Saturday, November 24, 2018

Review of Fuzzy Dice by Paul Di Filippo


Robert Sheckley’s Dimension of Miracles is one of my favorite science fiction novels of all time. It’s not a perfect specimen of text. It doesn’t suck the reader in for drama and make them shed tears. You won’t be turning pages as fast as you can to see whodunit. It didn’t win any Pulitzers or Man Bookers. But it remains a singular work of imagination with human layers far beyond the average work of commercial fiction. Time and again Sheckley’s fine wit reconstructs reality (or our perception of reality) in some unique, clever way that has you both smiling at and pondering the profundity. Though their imaginations are distinctive, I do not doubt Sheckley’s novel was floating in the back of Paul Di Filippo’s mind as he wrote Fuzzy Dice (2003). Be it tribute, homage, or just stand-alone novel, regardless, it’s cut from the same discerning, droll clothe.

Middle-aged ex-hippy with unfulfilled yet unknown expectations in life, Paul Girard merely tolerates existence. A bookshop clerk, he spends his days surrounded by colorful pages and ideas, but just can’t seem to find any color in his own life. The great paradox of existence (aka the Ontological Pickle) hanging over him like a black cloud, Paul arrives at work one morning to find a sentient robot shrub from the multiverse awaiting him. Suffice to say, his life takes a new spin—a quantum spin. Given a free-pass to the multiverse (appropriately a yo-yo synced with his brain), the shrub instructs Girard to go and find the answer to the Pickle. The multiverse a wild and strange place (putting it lightly), Girard gets his question answered, but certainly not in anything resembling the manner or ease with which he’d hoped.

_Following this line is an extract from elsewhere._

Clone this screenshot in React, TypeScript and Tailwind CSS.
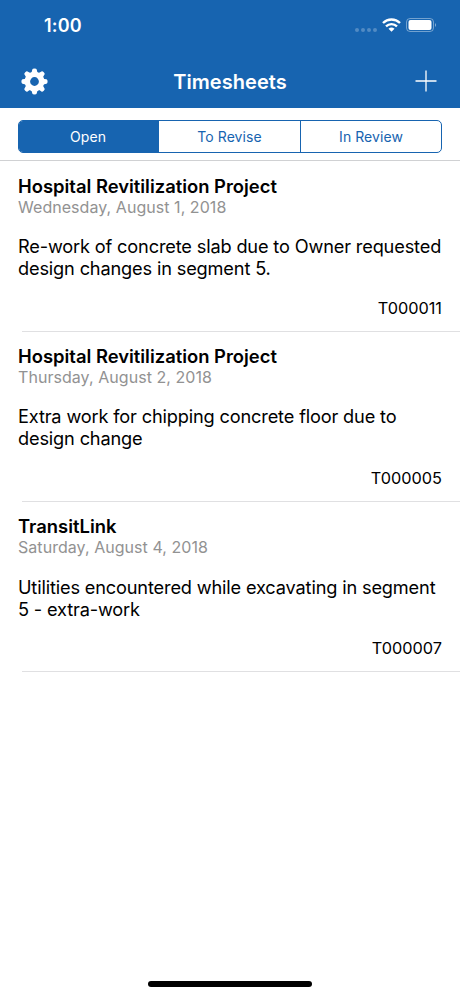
const tabs = ['Open', 'To Revise', 'In Review'];

const timesheets = [
  {
    id: 'T000011',
    project: 'Hospital Revitilization Project',
    date: 'Wednesday, August 1, 2018',
    lines: ['Re-work of concrete slab due to Owner requested', 'design changes in segment 5.'],
  },
  {
    id: 'T000005',
    project: 'Hospital Revitilization Project',
    date: 'Thursday, August 2, 2018',
    lines: ['Extra work for chipping concrete floor due to', 'design change'],
  },
  {
    id: 'T000007',
    project: 'TransitLink',
    date: 'Saturday, August 4, 2018',
    lines: ['Utilities encountered while excavating in segment', '5 - extra-work'],
  },
];

function GearIcon() {
  return (
    <svg className="ml-px" width="27" height="27" viewBox="-13.5 -13.5 27 27">
      <circle r="7.1" fill="none" stroke="white" strokeWidth="5.4" />
      {[0, 45, 90, 135, 180, 225, 270, 315].map(angle => (
        <path key={angle} d="M-3.6-8.5Q-2.5-9.5-2.2-12Q-2-13.1 0-13.1Q2-13.1 2.2-12Q2.5-9.5 3.6-8.5z" fill="white" transform={`rotate(${angle})`} />
      ))}
    </svg>
  );
}

export default function App() {
  return (
    <div className="flex h-[996px] w-[460px] flex-col overflow-hidden bg-white font-[Inter,sans-serif] text-black">
      <header className="h-[108px] bg-[#1764b0] text-white">
        {/* Status bar */}
        <div className="flex h-[54px] items-center justify-between pb-1 pl-11 pr-[22px]">
          <span className="text-[18px] font-semibold tracking-[0.2px]">1:00</span>
          <div className="flex items-center">
            <div className="mr-[5px] mt-[9px] flex gap-[2px]">
              {[0, 1, 2, 3].map(i => (
                <span key={i} className="size-1 rounded-full bg-white/25" />
              ))}
            </div>
            <svg width="19" height="14" viewBox="0 0 19 14" fill="none" stroke="currentColor" strokeWidth="2.4">
              <path d="M1 5a12.2 12.2 0 0 1 17 0M4 8.3a8 8 0 0 1 11 0" />
              <path d="M6.5 10.8a4.4 4.4 0 0 1 6 0l-3 3z" fill="currentColor" stroke="none" />
            </svg>
            <svg className="ml-[5px]" width="32" height="14" viewBox="0 0 32 14" fill="none">
              <rect x=".5" y=".5" width="27" height="13" rx="3.5" stroke="white" strokeOpacity=".4" />
              <rect x="2.5" y="2" width="23" height="10" rx="2" fill="white" />
              <path d="M29 5q2 2 0 4z" fill="white" fillOpacity=".5" />
            </svg>
          </div>
        </div>

        {/* Navigation bar */}
        <div className="grid h-[54px] grid-cols-3 items-center pl-5 pr-[23px]">
          <GearIcon />
          <h1 className="ml-[3px] pt-px text-center text-[20px] font-semibold tracking-[0.05px]">Timesheets</h1>
          <svg className="justify-self-end" width="22" height="22" viewBox="0 0 22 22" stroke="currentColor" strokeWidth="1.3">
            <path d="M11 .5v21M.5 11h21" />
          </svg>
        </div>
      </header>

      <div className="h-[53px] border-b border-[#d0d1d3] px-[18px] pt-3">
        <div className="grid h-[33px] grid-cols-[140px_1fr_141px] overflow-hidden rounded-[5px] border border-[#1764b0]">
          {tabs.map((tab, i) => (
            <button
              key={tab}
              className={`text-[14px] tracking-[0.06px] ${i === 0 ? 'bg-[#1764b0] pr-[2px] text-white' : 'text-[#1764b0]'} ${i === 2 ? 'border-l border-[#1764b0]' : ''}`}
            >
              {tab}
            </button>
          ))}
        </div>
      </div>

      <main className="pt-[0.4px]">
        {timesheets.map(t => (
          <article key={t.id} className="h-[170.2px] pl-[18px]">
            <div className="h-full pr-[18px] pt-[13.6px]">
              <h2 className="text-[18.4px] font-semibold leading-[22px]">{t.project}</h2>
              <p className="text-[16px] leading-[21px] tracking-[0.05px] text-[#929292]">{t.date}</p>
              <div className="mt-[17.3px] text-[18.2px] leading-[22px] tracking-[-0.16px]">
                {t.lines.map(line => (
                  <p key={line} className="whitespace-nowrap">{line}</p>
                ))}
              </div>
              <p className="mt-[18.6px] text-right text-[16.3px] leading-[20px]">{t.id}</p>
            </div>
            <div className="-mt-[0.6px] ml-1 h-px bg-[#e0e0e2]" />
          </article>
        ))}
      </main>

      {/* Home indicator */}
      <div className="mx-auto mb-[9px] mt-auto h-[6px] w-[164px] rounded-full bg-black" />
    </div>
  );
}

Frothing with ideas, Fuzzy Dice is one more reason Di Filippo is one of the most imaginative (and underappreciated) writers working today. Girard’s multiverse travels taking him to twelve different worlds (two, six-sided dice, get it), his departure from and arrival to the next world is as unpredictable as it is expected. Nothing seeming to work out as planned, the land of hot babes he asks the yo-yo for ends up with more of an Amazon jungle woman heat than Playboy centerfold naughtiness, just as the land of power he seeks operates more with the subconscious than it does with anything as overt as politics or money. Girard’s travels wild and exotic (similar in style yet different in substance to those in Dimension of Miracles), Di Filippo slowly but subtly brings the man’s evolution into a state in which the Ontological Pickle can be answered—at least for him.

Everyone (who knows anything, natch) knows Di Filippo is a wordsmith of the top degree, and Fuzzy Dice has his talents on full display. Fresh worlds and fresh ideas requiring a lexicon that doesn’t always exist in our own, very few if any of the scenes feel like rehash genre, and almost all are delivered with inventive wit. The land of memes—and the Jesus Lizard—had me laughing out loud, just as much as the Butterfly Effect world and its patrons’ madcap, random antics did. I imagine some readers will get lost in the novel’s conclusion given the accelerated spin of imagination, but suffice to say those who parse it out, there exists full human meaning to complement the gonzo humor and wordplay.

I’ve read reviews that (favorably) compare Fuzzy Dice to White Light (and indeed Rudy Rucker writes the introduction). But I have not read Rucker’s novel, and thus can only say that if humorously intelligent science fiction far beyond the madding crowd is your cup of tea, then this novel (and Di Filippo in general) cannot disappoint. Seatbelt required, Di Filippo really turns his imagination loose in quelling his main character’s existential angst. Psychedelic kool-aid waters of parallel universes and 1-bit existences are just as possible as quantum crushing big bangs and perverse American Golden Age retro. Great fun, great read—almost as much as Sheckley’s Dimension of Miracles.